Katif greenhouse
Katif greenhouseIsrael news photo

The state’s official investigative committee regarding the country’s treatment of the Gush Katif expellees has been issued, giving failing grades to the government. Gush Katif residents say they hope the report will lead to change, while the committee's chairman said the eviction-and-rehabilitation process must be streamlined for the future.

The nearly-500 page report was formulated by a committee headed by former Supreme Court Justice Eliyahu Matza, whose other members were Prof. Yedidya Stern and Dr. Shimon Ravid, and which was established in accordance with a Knesset Audit Committee decision from Feb. 2009. The report's bottom line: “The State of Israel failed in its treatment of those it evacuated from Gush Katif.”

Nearly 9,000 people in 1,940 families from 25 communities in Gush Katif and northern Shomron were uprooted from their homes in the Disengagement of August 2005, the brainchild and initiative of then-Prime Minister Ariel Sharon’s government. It did not bring about the promised security and political benefits, and many of those who supported it later expressed their bitter regrets

Justice Matza submitted the report on Tuesday to Knesset Speaker Ruby Rivlin, saying, “The report depicts a failure. Most of the residents still live in temporary structures, their permanent homes have not been built, the public buildings are still in the very first stagers, and the rate of unemployment is above average.”

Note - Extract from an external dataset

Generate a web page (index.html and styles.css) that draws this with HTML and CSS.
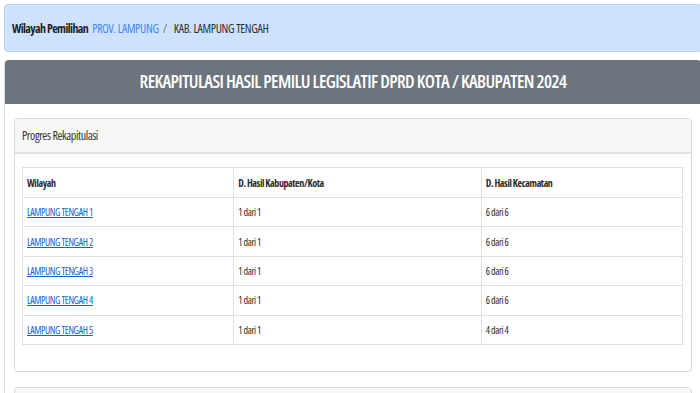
FILE: index.html
```html
<!DOCTYPE html>
<html lang="id">
<head>
    <meta charset="utf-8">
    <title>Rekapitulasi Hasil Pemilu</title>
    <link rel="stylesheet" href="styles.css">
</head>
<body>
    <!-- Breadcrumb wilayah -->
    <nav class="breadcrumb">
        <strong>Wilayah Pemilihan</strong>
        <a href="#" class="crumb-link">PROV. LAMPUNG</a>
        <span class="crumb-sep">/</span>
        <span>KAB. LAMPUNG TENGAH</span>
    </nav>

    <!-- Main panel -->
    <div class="panel">
        <div class="panel-title">
            <h1>REKAPITULASI HASIL PEMILU LEGISLATIF DPRD KOTA / KABUPATEN 2024</h1>
        </div>

        <div class="panel-body">
            <div class="card">
                <div class="card-header">Progres Rekapitulasi</div>
                <div class="card-body">
                    <table class="progress-table">
                        <thead>
                            <tr>
                                <th class="col-wilayah">Wilayah</th>
                                <th class="col-kab">D. Hasil Kabupaten/Kota</th>
                                <th class="col-kec">D. Hasil Kecamatan</th>
                            </tr>
                        </thead>
                        <tbody>
                            <tr>
                                <td><a href="#">LAMPUNG TENGAH 1</a></td>
                                <td>1 dari 1</td>
                                <td>6 dari 6</td>
                            </tr>
                            <tr>
                                <td><a href="#">LAMPUNG TENGAH 2</a></td>
                                <td>1 dari 1</td>
                                <td>6 dari 6</td>
                            </tr>
                            <tr>
                                <td><a href="#">LAMPUNG TENGAH 3</a></td>
                                <td>1 dari 1</td>
                                <td>6 dari 6</td>
                            </tr>
                            <tr>
                                <td><a href="#">LAMPUNG TENGAH 4</a></td>
                                <td>1 dari 1</td>
                                <td>6 dari 6</td>
                            </tr>
                            <tr>
                                <td><a href="#">LAMPUNG TENGAH 5</a></td>
                                <td>1 dari 1</td>
                                <td>4 dari 4</td>
                            </tr>
                        </tbody>
                    </table>
                </div>
            </div>

            <div class="card">
                <div class="card-header">&nbsp;</div>
                <div class="card-body"></div>
            </div>
        </div>
    </div>
</body>
</html>
```

FILE: styles.css
```css
/* Base */
html, body {
    overflow: hidden;
}

body {
    margin: 0;
    padding: 4px 0 0 4px;
    width: 698px;
    background: #ffffff;
    color: #212529;
    font-family: 'Open Sans', sans-serif;
    font-stretch: 75%;
}

a {
    color: #1b5fd1;
}

/* Breadcrumb */
.breadcrumb {
    display: flex;
    align-items: center;
    gap: 4px;
    height: 46px;
    padding: 0 7px;
    background: #cfe2fd;
    border: 1px solid #b9d3f5;
    border-radius: 4px;
    font-size: 12px;
    letter-spacing: -0.3px;
    color: #2b2f33;
}

.breadcrumb strong {
    font-weight: 700;
    letter-spacing: -0.6px;
    color: #1f2326;
}

.crumb-link {
    color: #3f86f0;
    text-decoration: none;
}

.crumb-sep {
    color: #6c757d;
    margin-right: 3px;
}

/* Panel */
.panel {
    margin-top: 8px;
    border: 1px solid #dcdcdc;
    border-top: none;
    border-radius: 4px 4px 0 0;
}

.panel-title {
    background: #6c757d;
    height: 44px;
    display: flex;
    align-items: center;
    justify-content: center;
    border-radius: 4px 4px 0 0;
}

.panel-title h1 {
    margin: 0 0 2px;
    color: #ffffff;
    font-size: 18px;
    font-weight: 600;
    letter-spacing: -0.6px;
}

.panel-body {
    padding: 14px 9px 0 9px;
    display: flex;
    flex-direction: column;
    gap: 15px;
}

/* Card */
.card {
    border: 1px solid #dadada;
    border-radius: 4px;
    background: #ffffff;
}

.card-header {
    height: 33px;
    display: flex;
    align-items: center;
    padding: 0 7px;
    background: #f7f7f7;
    border-bottom: 2px solid #e2e2e2;
    border-radius: 4px 4px 0 0;
    font-size: 12px;
    letter-spacing: -0.4px;
    color: #333333;
}

.card-body {
    padding: 13px 8px 26px 7px;
}

/* Table */
.progress-table {
    width: 100%;
    border-collapse: collapse;
    font-size: 10px;
    letter-spacing: -0.4px;
    color: #2a2a2a;
}

.progress-table th,
.progress-table td {
    border: 1px solid #e0e0e0;
    padding: 0 4px;
    height: 28.4px;
    text-align: left;
}

.progress-table th {
    font-weight: 700;
    height: 29px;
}

.col-wilayah {
    width: 32%;
}

.col-kab {
    width: 37.5%;
}

.progress-table td a {
    color: #1b5fd1;
}
```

Matza believes that this was not the last expulsion that Israel will carry out on its residents: “Regarding the future, there is a need to create a permanent model of treatment of this type that will be anchored in law, in order to prevent in the future bureaucratic problems and overcome the obstacles in advance.”

Rivlin: Fast Eviction, Slow Rehabilitation
Rivlin said, “The evicted residents paid the highest price for the decision of the majority. They built their homes with the support and encouragement of various governments, but yet while the eviction was done quickly and with no delay, everything that had to do with their rehabilitation was met with terrible bureaucracy and apathy… We now have a national mission to rehabilitate the expelled residents, and I believe that this report will help speed it up.”

A Wretched Situation
“Five years after the eviction,” the report states, “the results depict a wretched situation. Most of the evacuees are still living in temporary caravan sites; the construction of most of the permanent homes has not yet begun; a large majority of the public buildings have not yet been built…”

The report found that the rate of unemployment among the expelled residents is double that of the rest of the country. Many of them are in need of economic help, and some of them are still in court regarding the extent of the compensation they deserve. “The rehabilitation process of the evicted residents is therefore far from over,” the report concludes.

Doron Ben-Shlomi, Chairman of the Gush Katif Residents Committee, said on Tuesday afternoon, shortly after the report was publicized, that he hopes the government will work very soon to correct the injustices that were done.

Ministers to Convene Next Week
Minister Daniel Heskovitz, who chairs the ministerial committee for the treatment of the uprooted residents, said he would convene his committee next week to set a timetable for the adoption and implementation of the committee’s conclusions.

Why Were Individuals not Named?
MK Zevulun Orlev (Jewish Home) said that the Knesset committee he chairs will hold weekly meetings to ensure that the government follows the committee’s recommendations. He expressed disappointment that the committee did not apportion specific blame to individuals.

Matza explained that the committee did not name names “because that would have required warning letters in advance and longer proceedings, which would have negatively affected our main objective, which was to list the urgent general conclusions.”

MK Uri Ariel (National Union), who has been in the forefront of efforts to provide aid and support to the uprooted residents, said, “The report has done some justice, but does not provide the residents with relief. The big test will be what happens next. It will be hard.” He expressed concern that the government has not announced that it was accepting and adopting the committee’s findings.